I continue to get some feeback on tuxmachine but have been a bit depressed that it is nothing more than attacks on my own person, one person saying I was a "prat", having made the worst post in a year and questioning my very objective existence.
As of yet no one even came close to dealing with my primary question, which I continue to put out there:
Given that Linux and Open Source will produce much more rapid innovation in a business setting, and given Linux has been around 10 years plus now available for free in many distros, why does Microsoft still dominate the business computing space?
As I keep saying I like Linux and grant is is better right now than Windows and Open Source is a better model for innovation than Microsoft. One would think that stating this repeatedly on a blog dedicated to my SharePoint professional activity would invite responses other than just flames against me.
Frankly getting nothing but personal flames that ignore the key question of the FACT of Microsoft's continuing dominate of the business space is frankly depressing to me. I love Linux. Linux is my weekend OS. I use Linux OS, Flock Browser, Open Office and GIMP. Strange that someone who openly states his personal conviction that Linux is far better would be the target for bashing and flaming from a Linux group.

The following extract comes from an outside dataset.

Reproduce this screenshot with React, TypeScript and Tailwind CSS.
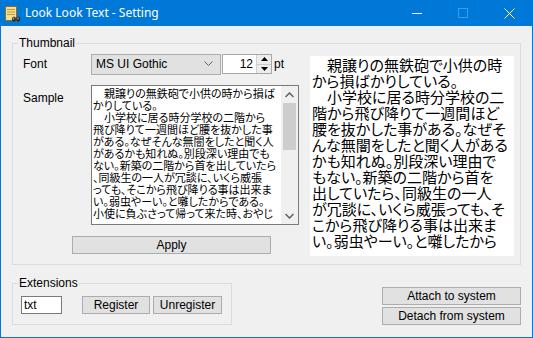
const sampleLines = [
  "　親譲りの無鉄砲で小供の時から損ば",
  "かりしている。",
  "　小学校に居る時分学校の二階から",
  "飛び降りて一週間ほど腰を抜かした事",
  "がある。なぜそんな無闇をしたと聞く人",
  "があるかも知れぬ。別段深い理由でも",
  "ない。新築の二階から首を出していたら",
  "、同級生の一人が冗談に、いくら威張",
  "っても、そこから飛び降りる事は出来ま",
  "い。弱虫やーい。と囃したからである。",
  "小使に負ぶさって帰って来た時、おやじ",
];

const previewLines = [
  "　親譲りの無鉄砲で小供の時",
  "から損ばかりしている。",
  "　小学校に居る時分学校の二",
  "階から飛び降りて一週間ほど",
  "腰を抜かした事がある。なぜそ",
  "んな無闇をしたと聞く人がある",
  "かも知れぬ。別段深い理由で",
  "もない。新築の二階から首を",
  "出していたら、同級生の一人",
  "が冗談に、いくら威張っても、そ",
  "こから飛び降りる事は出来ま",
  "い。弱虫やーい。と囃したから",
];

const ui = "font-['Liberation_Sans','Noto_Sans_CJK_JP',sans-serif] text-[12px] text-black";
const jp = "font-['Noto_Sans_CJK_JP',sans-serif] [font-feature-settings:'palt']";

function Button({ label, className }: { label: string; className: string }) {
  return (
    <div className={`flex items-center justify-center bg-[#e1e1e1] border border-[#adadad] leading-none ${className}`}>
      {label}
    </div>
  );
}

function AppIcon() {
  return (
    <svg width="17" height="17" viewBox="0 0 17 17">
      <rect x="1.5" y="1.5" width="11" height="14" fill="#f6df8e" stroke="#8a6d2c" />
      <line x1="3" y1="4.5" x2="11" y2="4.5" stroke="#b89a48" />
      <line x1="3" y1="7" x2="11" y2="7" stroke="#b89a48" />
      <line x1="3" y1="9.5" x2="11" y2="9.5" stroke="#b89a48" />
      <ellipse cx="10" cy="14" rx="2" ry="2.6" fill="#222" />
      <ellipse cx="14.2" cy="14" rx="2" ry="2.6" fill="#222" />
      <rect x="9.3" y="12.5" width="1" height="2" fill="#ddd" />
      <rect x="13.5" y="12.5" width="1" height="2" fill="#ddd" />
    </svg>
  );
}

export default function App() {
  return (
    <div className={`w-[533px] h-[338px] bg-[#0078d7] flex flex-col px-px pb-px overflow-hidden ${ui}`}>
      {/* title bar */}
      <div className="h-[26px] flex items-center text-white shrink-0">
        <div className="ml-[3px] mt-px">
          <AppIcon />
        </div>
        <div className="ml-[4px] font-['Noto_Sans',sans-serif] text-[12px] mt-[-1px]">Look Look Text - Setting</div>
        <div className="ml-auto flex h-full">
          <div className="w-[46px] flex items-center justify-center">
            <div className="w-[10px] h-px bg-white" />
          </div>
          <div className="w-[46px] flex items-center justify-center">
            <div className="w-[10px] h-[10px] border border-[#3f9be3]" />
          </div>
          <div className="w-[46px] flex items-center justify-center">
            <svg width="11" height="11" viewBox="0 0 11 11">
              <path d="M0.5 0.5 L10.5 10.5 M10.5 0.5 L0.5 10.5" stroke="white" strokeWidth="1" />
            </svg>
          </div>
        </div>
      </div>

      {/* client area */}
      <div className="flex-1 bg-[#f0f0f0] flex flex-col pl-[11px] pr-[11px]">
        {/* Thumbnail group */}
        <div className="relative mt-[17px] w-[509px] h-[222px] border border-[#dcdcdc] flex">
          <span className="absolute left-[5px] top-[-8px] px-[1px] bg-[#f0f0f0] leading-[14px]">Thumbnail</span>

          <div className="w-[286px] flex flex-col">
            {/* font row */}
            <div className="flex items-center mt-[9px] ml-[10px] h-[22px]">
              <div className="w-[68px]">Font</div>
              <div className="w-[130px] h-[21px] bg-[#e1e1e1] border border-[#adadad] flex items-center pl-[4px]">
                <span>MS UI Gothic</span>
                <svg className="ml-auto mr-[7px]" width="9" height="6" viewBox="0 0 9 6">
                  <path d="M0.5 0.5 L4.5 4.5 L8.5 0.5" fill="none" stroke="#606060" />
                </svg>
              </div>
              <div className="ml-px w-[50px] h-[20px] bg-white border border-[#a8a8a8] flex items-center">
                <span className="flex-1 text-right pr-[3px]">12</span>
                <div className="w-[15px] h-full flex flex-col border-l border-[#d0d0d0]">
                  <div className="flex-1 flex items-center justify-center bg-[#ececec] border-b border-[#c8c8c8]">
                    <svg width="7" height="4" viewBox="0 0 7 4"><path d="M3.5 0 L7 4 L0 4 Z" fill="#000" /></svg>
                  </div>
                  <div className="flex-1 flex items-center justify-center bg-[#ececec]">
                    <svg width="7" height="4" viewBox="0 0 7 4"><path d="M0 0 L7 0 L3.5 4 Z" fill="#000" /></svg>
                  </div>
                </div>
              </div>
              <span className="ml-[2px]">pt</span>
            </div>

            {/* sample row */}
            <div className="flex mt-[10px] ml-[10px]">
              <div className="w-[68px] pt-[4px]">Sample</div>
              <div className="w-[208px] h-[140px] bg-white border border-[#7a7a7a] flex">
                <div className={`flex-1 overflow-hidden pl-[1px] pt-[1px] text-[11px] leading-[12px] ${jp}`}>
                  {sampleLines.map((l, i) => (
                    <div key={i} className="whitespace-nowrap">{l}</div>
                  ))}
                </div>
                <div className="w-[17px] h-full bg-[#f0f0f0] flex flex-col items-center">
                  <div className="h-[17px] flex items-center justify-center">
                    <svg width="9" height="6" viewBox="0 0 9 6"><path d="M0.5 5 L4.5 1 L8.5 5" fill="none" stroke="#606060" strokeWidth="1.5" /></svg>
                  </div>
                  <div className="w-[13px] h-[47px] bg-[#cdcdcd]" />
                  <div className="mt-auto h-[17px] flex items-center justify-center">
                    <svg width="9" height="6" viewBox="0 0 9 6"><path d="M0.5 1 L4.5 5 L8.5 1" fill="none" stroke="#606060" strokeWidth="1.5" /></svg>
                  </div>
                </div>
              </div>
            </div>

            <Button label="Apply" className="mt-[11px] ml-[59px] w-[199px] h-[18px]" />
          </div>

          {/* preview */}
          <div className={`mt-[12px] ml-[11px] w-[204px] h-[200px] bg-white overflow-hidden pl-[2px] pt-[1px] text-[15px] leading-[16px] ${jp}`}>
            {previewLines.map((l, i) => (
              <div key={i} className="whitespace-nowrap">{l}</div>
            ))}
          </div>
        </div>

        {/* bottom row */}
        <div className="flex items-start justify-between mt-[18px]">
          <div className="relative w-[220px] h-[42px] border border-[#dcdcdc] flex items-start pt-[12px] pl-[8px]">
            <span className="absolute left-[5px] top-[-8px] px-[1px] bg-[#f0f0f0] leading-[14px]">Extensions</span>
            <div className="w-[41px] h-[18px] bg-white border border-[#7a7a7a] flex items-center pl-[2px] leading-none">txt</div>
            <Button label="Register" className="ml-[20px] w-[68px] h-[18px]" />
            <Button label="Unregister" className="ml-[3px] w-[69px] h-[18px]" />
          </div>
          <div className="flex flex-col gap-[2px] mt-[4px]">
            <Button label="Attach to system" className="w-[139px] h-[18px]" />
            <Button label="Detach from system" className="w-[139px] h-[18px]" />
          </div>
        </div>
      </div>
    </div>
  );
}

Well actually its not surprising. IT suffers greatly from a Geek Gap with IT savy professionals lacking effective communication in to the business. As there is really little effective testing or measuring of benefit going on in IT the internal IT industry is dominated by cliches and bullying.
But I am hoping, though I have given up on Tuxmachines.org, that someone might join in contribute further to the question: why has free, high quality, high stability Linux OS desktops not impacted the business user desktop community, the educaitonal market or even the home market. Why did the local maplins in my area only sell Eee PCs with XP?
My argument reamins, and remains mostly ignored in attacks on me and what my present job happens to be, that Microsoft brings a level of order to business decision making that reduces risk.
I wonder if the wizards on tuxmachines.org can even understand that this is a sociological and economic theory? I am sure that there are some bright men and women over there. Perhaps some of them might leave some comments.
Oh and I loved IBM and Fujitsu being brought up as case studies for Linux, now that is actually just plane ignorance. These firms are far far far more involved in Microsoft roll-outs than anything Linux.
Well flame on big gys.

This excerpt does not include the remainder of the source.